Q: Manchester school administrators and teachers always seem to be on the lookout for ways to save money. Given that the district does not receive substantial state aid, how do you look for ways to save? What else, if anything can the district do to save money without sacrificing education?
A: Historically, we have used a zero based budgeting approach that focuses directly on district needs and not prior year budget numbers inflated by some arbitrary percentage increase. This has saved the taxpayers significant money over the years. We also participate in numerous group cooperative-purchasing programs (insurance, office and school supplies, electric and natural gas, gasoline and heating oil among others) and shared services agreements with both our municipality and other local school districts (student busing, paving, school security, recycling, snow removal) in order to secure the best competitive pricing and bang for the buck.

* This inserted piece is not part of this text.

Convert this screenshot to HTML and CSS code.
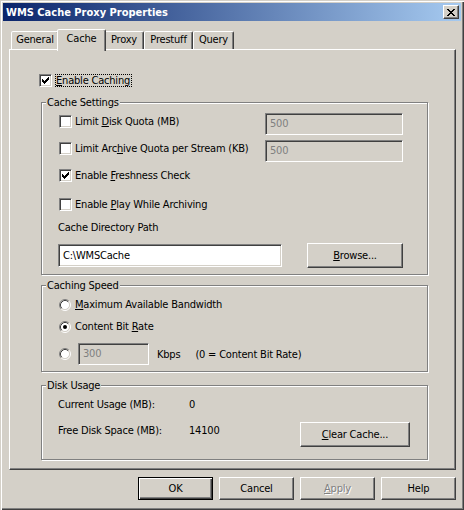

Going forward, the district will continue to seek out cooperative purchasing and shared services opportunities that benefit the district and our taxpayers. I also see us continuing to expand our efforts to secure State, Federal and Private educational grant opportunities that our district may be eligible for. Finally, we will continue our ongoing efforts to press our elected officials to modify the current State Education Aid Funding Formula (SEFA) that unduly penalizes Manchester due to our large senior population. We will also press our Federal elected officials to fully fund Federal education programs that they mandate for our local schools. All of these efforts will reduce costs without sacrificing the education of our students.